In his first interview with a foreign newspaper since taking up his appointment on 27 July, Mr Soysal underlined a Turkish-centred national interest that defined his much- debated new 'foreign policy with character'.

'Nato is no more the backbone of Turkish policy, or for that matter, Western foreign policy. Our interest may not coincide point-by-point with our traditional allies,' said Mr Soysal, 65, a constitutional lawyer who has gone from jail after the 1971 coup to become one of Turkey's most talked-about national figures.

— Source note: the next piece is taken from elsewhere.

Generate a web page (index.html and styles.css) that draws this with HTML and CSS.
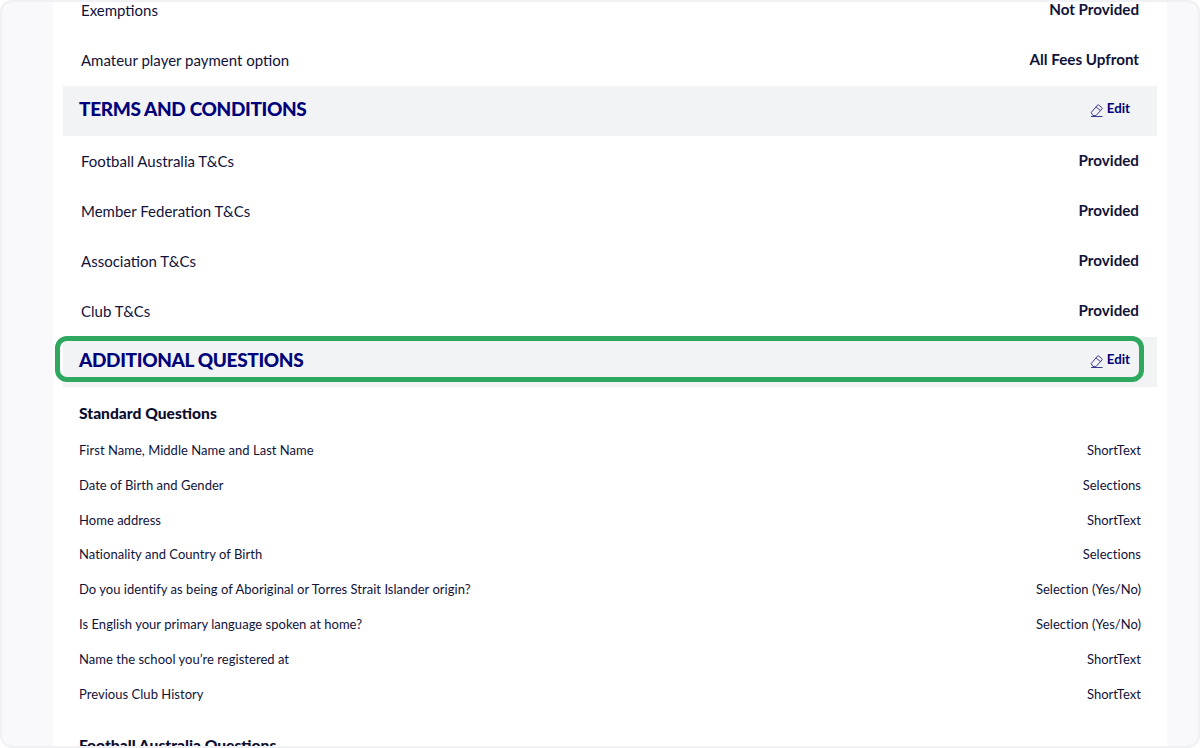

'We have been loyal allies,' he said, a twinkle lighting up his eyes. 'We have never stabbed the US or Europe in the back. They will just have to trust us.'

But Mr Soysal himself seems to be driven by a visceral distrust of the West. The theme has a deep echo in Ottoman history but was dormant during the decade of confident reforms under Turgut Ozal, who died in April last year after breaking down most of the old isolationist walls around Turkey.

Mr Soysal attacked the concept of foreign investment 'with the sole aim of profit', one of Mr Ozal's great successes. He doubted that parliament could successfully enact privatisation, a main plank of the government's IMF-backed recovery programme. He even spoke out for the discredited concept of 'national planning'.

Such talk upsets many who have benefited from Ozal's market reforms. One Istanbul industrialist condemned Mr Soysal as a 'scourge who is frightening off investors'. Hostile newspaper columnists call him a 'dinosaur'.

But Mr Soysal's go-it-alone style is popular among a nationalistic public increasingly alienated by rebuffs from Europe, frustrated by the expulsion of Muslims from Bosnia and radicalised by the 10-year- old Kurdish revolt.

Foreigners' access to northern Iraq has been regulated. And Mr Soysal backed the Turkish administration in northern Cyprus after it took a tougher line. Ankara rejected a 10 per cent portion of Turkey's dollars 363m ( pounds 242m) US military aid because it was linked to progress in Cyprus and human rights. Customs Union with Europe in 1996 remains an important goal, but Ankara has upped demands for financial compensation.

Ironically for a social democrat who symbolises the secular policies common in Turkey during the 1930s and 1960s, Mr Soysal's pugnacious talk is now liked best by nationalists, conservatives and Islamists of the Welfare Party, the main up-and-coming force in Turkish politics.

Mr Soysal is also outspoken in his support for Baghdad. Earlier this year, he accepted an Iraqi-paid trip to New York to lobby for a lifting of the UN embargo. 'The West thought that by carrying on the sanctions they might topple the regime in Baghdad,' he said. 'But we have other aims, other interests, Kurdish affairs, the welfare of the region, our commerce.'

Such views led to a 'very frank' exchange with the US assistant secretary of state, Peter Tarnoff, last week, he said. He gave Mr Tarnoff no assurances about the future of Operation Provide Comfort, under which the US-led air force based in Turkey deters Saddam Hussein from attacking Kurds in northern Iraq.

Mr Soysal said he was determined to improve human and Kurdish rights in Turkey itself. But even though he was once an official with Amnesty International and his first wife died in prison, he plays hard to get on details.

Observers put much of his rhetoric down to domestic opportunism. But they warn that it could be a slippery slope for a weak coalition government. And, they say, today's fuss about a harder tone may prove a warning of changes to come if the anti- Western Islamists of the Welfare Party win power in elections due by 1996.